+++ Given data

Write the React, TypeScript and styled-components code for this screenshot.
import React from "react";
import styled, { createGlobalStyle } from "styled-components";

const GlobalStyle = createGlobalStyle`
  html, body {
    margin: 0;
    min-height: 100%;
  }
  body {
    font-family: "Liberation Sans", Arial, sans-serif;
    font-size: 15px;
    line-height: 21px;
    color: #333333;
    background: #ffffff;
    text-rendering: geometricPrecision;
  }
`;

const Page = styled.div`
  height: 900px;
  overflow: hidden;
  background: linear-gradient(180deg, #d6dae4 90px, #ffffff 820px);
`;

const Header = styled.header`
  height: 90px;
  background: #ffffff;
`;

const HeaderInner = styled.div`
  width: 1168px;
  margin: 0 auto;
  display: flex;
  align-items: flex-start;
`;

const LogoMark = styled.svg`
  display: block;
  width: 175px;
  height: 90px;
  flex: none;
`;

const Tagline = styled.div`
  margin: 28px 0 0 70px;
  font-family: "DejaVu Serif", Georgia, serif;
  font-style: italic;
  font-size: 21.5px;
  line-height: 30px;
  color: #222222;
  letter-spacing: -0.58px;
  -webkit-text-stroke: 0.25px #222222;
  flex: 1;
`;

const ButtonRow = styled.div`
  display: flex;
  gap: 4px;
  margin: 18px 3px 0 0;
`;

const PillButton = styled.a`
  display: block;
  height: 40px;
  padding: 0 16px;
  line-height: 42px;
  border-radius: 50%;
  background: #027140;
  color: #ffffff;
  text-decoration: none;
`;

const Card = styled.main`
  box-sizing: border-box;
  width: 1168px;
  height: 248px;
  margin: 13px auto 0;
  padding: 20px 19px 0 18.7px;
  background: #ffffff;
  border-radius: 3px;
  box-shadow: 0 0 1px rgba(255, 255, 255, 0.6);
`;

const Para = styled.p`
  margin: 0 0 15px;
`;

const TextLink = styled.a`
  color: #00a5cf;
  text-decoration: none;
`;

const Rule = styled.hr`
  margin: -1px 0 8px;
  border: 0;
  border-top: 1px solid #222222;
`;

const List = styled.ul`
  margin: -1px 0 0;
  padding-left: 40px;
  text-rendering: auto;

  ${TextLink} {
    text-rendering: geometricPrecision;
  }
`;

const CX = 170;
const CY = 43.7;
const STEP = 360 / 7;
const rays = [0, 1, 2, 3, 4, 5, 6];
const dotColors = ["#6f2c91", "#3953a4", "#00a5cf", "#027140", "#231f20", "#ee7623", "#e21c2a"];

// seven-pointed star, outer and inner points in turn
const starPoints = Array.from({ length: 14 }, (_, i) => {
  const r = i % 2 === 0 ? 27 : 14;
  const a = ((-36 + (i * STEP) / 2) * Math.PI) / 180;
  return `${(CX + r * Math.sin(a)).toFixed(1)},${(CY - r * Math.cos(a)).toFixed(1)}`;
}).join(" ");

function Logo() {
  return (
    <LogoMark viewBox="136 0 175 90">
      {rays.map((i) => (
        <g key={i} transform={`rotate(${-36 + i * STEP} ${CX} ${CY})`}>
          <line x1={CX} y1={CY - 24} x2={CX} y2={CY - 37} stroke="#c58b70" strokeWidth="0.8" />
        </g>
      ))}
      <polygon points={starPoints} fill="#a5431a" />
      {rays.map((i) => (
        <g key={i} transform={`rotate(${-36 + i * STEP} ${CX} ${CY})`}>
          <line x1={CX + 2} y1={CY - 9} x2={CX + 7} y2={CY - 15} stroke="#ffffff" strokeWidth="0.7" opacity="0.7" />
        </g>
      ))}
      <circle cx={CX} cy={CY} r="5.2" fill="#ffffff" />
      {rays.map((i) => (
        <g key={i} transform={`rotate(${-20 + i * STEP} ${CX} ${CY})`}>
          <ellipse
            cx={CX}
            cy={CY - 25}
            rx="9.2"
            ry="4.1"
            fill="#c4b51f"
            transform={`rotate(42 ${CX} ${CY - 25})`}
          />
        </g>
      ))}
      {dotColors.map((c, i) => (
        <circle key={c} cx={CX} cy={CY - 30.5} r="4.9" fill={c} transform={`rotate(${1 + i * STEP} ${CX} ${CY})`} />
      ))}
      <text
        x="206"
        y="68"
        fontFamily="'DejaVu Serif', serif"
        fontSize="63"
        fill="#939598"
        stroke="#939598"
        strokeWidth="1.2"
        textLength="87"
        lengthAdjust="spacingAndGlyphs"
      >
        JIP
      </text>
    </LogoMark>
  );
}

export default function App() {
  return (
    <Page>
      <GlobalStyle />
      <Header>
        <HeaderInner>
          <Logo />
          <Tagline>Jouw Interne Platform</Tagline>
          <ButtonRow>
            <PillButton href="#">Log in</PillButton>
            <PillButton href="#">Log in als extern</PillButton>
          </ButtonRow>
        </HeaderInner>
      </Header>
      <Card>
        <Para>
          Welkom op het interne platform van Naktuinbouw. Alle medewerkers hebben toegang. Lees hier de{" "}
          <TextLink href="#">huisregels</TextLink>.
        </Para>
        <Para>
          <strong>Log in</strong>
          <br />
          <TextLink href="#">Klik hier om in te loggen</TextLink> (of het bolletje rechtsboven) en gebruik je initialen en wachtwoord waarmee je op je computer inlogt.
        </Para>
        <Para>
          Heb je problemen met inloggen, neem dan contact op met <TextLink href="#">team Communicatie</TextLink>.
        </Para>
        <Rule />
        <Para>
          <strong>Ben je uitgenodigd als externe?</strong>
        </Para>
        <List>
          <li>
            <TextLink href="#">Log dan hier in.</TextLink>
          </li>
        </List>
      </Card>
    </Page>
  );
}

++++++

What to work on — Output the listing above without altering a single character.

Solution to the exercise —
Write the React, TypeScript and styled-components code for this screenshot.
import React from "react";
import styled, { createGlobalStyle } from "styled-components";

const GlobalStyle = createGlobalStyle`
  html, body {
    margin: 0;
    min-height: 100%;
  }
  body {
    font-family: "Liberation Sans", Arial, sans-serif;
    font-size: 15px;
    line-height: 21px;
    color: #333333;
    background: #ffffff;
    text-rendering: geometricPrecision;
  }
`;

const Page = styled.div`
  height: 900px;
  overflow: hidden;
  background: linear-gradient(180deg, #d6dae4 90px, #ffffff 820px);
`;

const Header = styled.header`
  height: 90px;
  background: #ffffff;
`;

const HeaderInner = styled.div`
  width: 1168px;
  margin: 0 auto;
  display: flex;
  align-items: flex-start;
`;

const LogoMark = styled.svg`
  display: block;
  width: 175px;
  height: 90px;
  flex: none;
`;

const Tagline = styled.div`
  margin: 28px 0 0 70px;
  font-family: "DejaVu Serif", Georgia, serif;
  font-style: italic;
  font-size: 21.5px;
  line-height: 30px;
  color: #222222;
  letter-spacing: -0.58px;
  -webkit-text-stroke: 0.25px #222222;
  flex: 1;
`;

const ButtonRow = styled.div`
  display: flex;
  gap: 4px;
  margin: 18px 3px 0 0;
`;

const PillButton = styled.a`
  display: block;
  height: 40px;
  padding: 0 16px;
  line-height: 42px;
  border-radius: 50%;
  background: #027140;
  color: #ffffff;
  text-decoration: none;
`;

const Card = styled.main`
  box-sizing: border-box;
  width: 1168px;
  height: 248px;
  margin: 13px auto 0;
  padding: 20px 19px 0 18.7px;
  background: #ffffff;
  border-radius: 3px;
  box-shadow: 0 0 1px rgba(255, 255, 255, 0.6);
`;

const Para = styled.p`
  margin: 0 0 15px;
`;

const TextLink = styled.a`
  color: #00a5cf;
  text-decoration: none;
`;

const Rule = styled.hr`
  margin: -1px 0 8px;
  border: 0;
  border-top: 1px solid #222222;
`;

const List = styled.ul`
  margin: -1px 0 0;
  padding-left: 40px;
  text-rendering: auto;

  ${TextLink} {
    text-rendering: geometricPrecision;
  }
`;

const CX = 170;
const CY = 43.7;
const STEP = 360 / 7;
const rays = [0, 1, 2, 3, 4, 5, 6];
const dotColors = ["#6f2c91", "#3953a4", "#00a5cf", "#027140", "#231f20", "#ee7623", "#e21c2a"];

// seven-pointed star, outer and inner points in turn
const starPoints = Array.from({ length: 14 }, (_, i) => {
  const r = i % 2 === 0 ? 27 : 14;
  const a = ((-36 + (i * STEP) / 2) * Math.PI) / 180;
  return `${(CX + r * Math.sin(a)).toFixed(1)},${(CY - r * Math.cos(a)).toFixed(1)}`;
}).join(" ");

function Logo() {
  return (
    <LogoMark viewBox="136 0 175 90">
      {rays.map((i) => (
        <g key={i} transform={`rotate(${-36 + i * STEP} ${CX} ${CY})`}>
          <line x1={CX} y1={CY - 24} x2={CX} y2={CY - 37} stroke="#c58b70" strokeWidth="0.8" />
        </g>
      ))}
      <polygon points={starPoints} fill="#a5431a" />
      {rays.map((i) => (
        <g key={i} transform={`rotate(${-36 + i * STEP} ${CX} ${CY})`}>
          <line x1={CX + 2} y1={CY - 9} x2={CX + 7} y2={CY - 15} stroke="#ffffff" strokeWidth="0.7" opacity="0.7" />
        </g>
      ))}
      <circle cx={CX} cy={CY} r="5.2" fill="#ffffff" />
      {rays.map((i) => (
        <g key={i} transform={`rotate(${-20 + i * STEP} ${CX} ${CY})`}>
          <ellipse
            cx={CX}
            cy={CY - 25}
            rx="9.2"
            ry="4.1"
            fill="#c4b51f"
            transform={`rotate(42 ${CX} ${CY - 25})`}
          />
        </g>
      ))}
      {dotColors.map((c, i) => (
        <circle key={c} cx={CX} cy={CY - 30.5} r="4.9" fill={c} transform={`rotate(${1 + i * STEP} ${CX} ${CY})`} />
      ))}
      <text
        x="206"
        y="68"
        fontFamily="'DejaVu Serif', serif"
        fontSize="63"
        fill="#939598"
        stroke="#939598"
        strokeWidth="1.2"
        textLength="87"
        lengthAdjust="spacingAndGlyphs"
      >
        JIP
      </text>
    </LogoMark>
  );
}

export default function App() {
  return (
    <Page>
      <GlobalStyle />
      <Header>
        <HeaderInner>
          <Logo />
          <Tagline>Jouw Interne Platform</Tagline>
          <ButtonRow>
            <PillButton href="#">Log in</PillButton>
            <PillButton href="#">Log in als extern</PillButton>
          </ButtonRow>
        </HeaderInner>
      </Header>
      <Card>
        <Para>
          Welkom op het interne platform van Naktuinbouw. Alle medewerkers hebben toegang. Lees hier de{" "}
          <TextLink href="#">huisregels</TextLink>.
        </Para>
        <Para>
          <strong>Log in</strong>
          <br />
          <TextLink href="#">Klik hier om in te loggen</TextLink> (of het bolletje rechtsboven) en gebruik je initialen en wachtwoord waarmee je op je computer inlogt.
        </Para>
        <Para>
          Heb je problemen met inloggen, neem dan contact op met <TextLink href="#">team Communicatie</TextLink>.
        </Para>
        <Rule />
        <Para>
          <strong>Ben je uitgenodigd als externe?</strong>
        </Para>
        <List>
          <li>
            <TextLink href="#">Log dan hier in.</TextLink>
          </li>
        </List>
      </Card>
    </Page>
  );
}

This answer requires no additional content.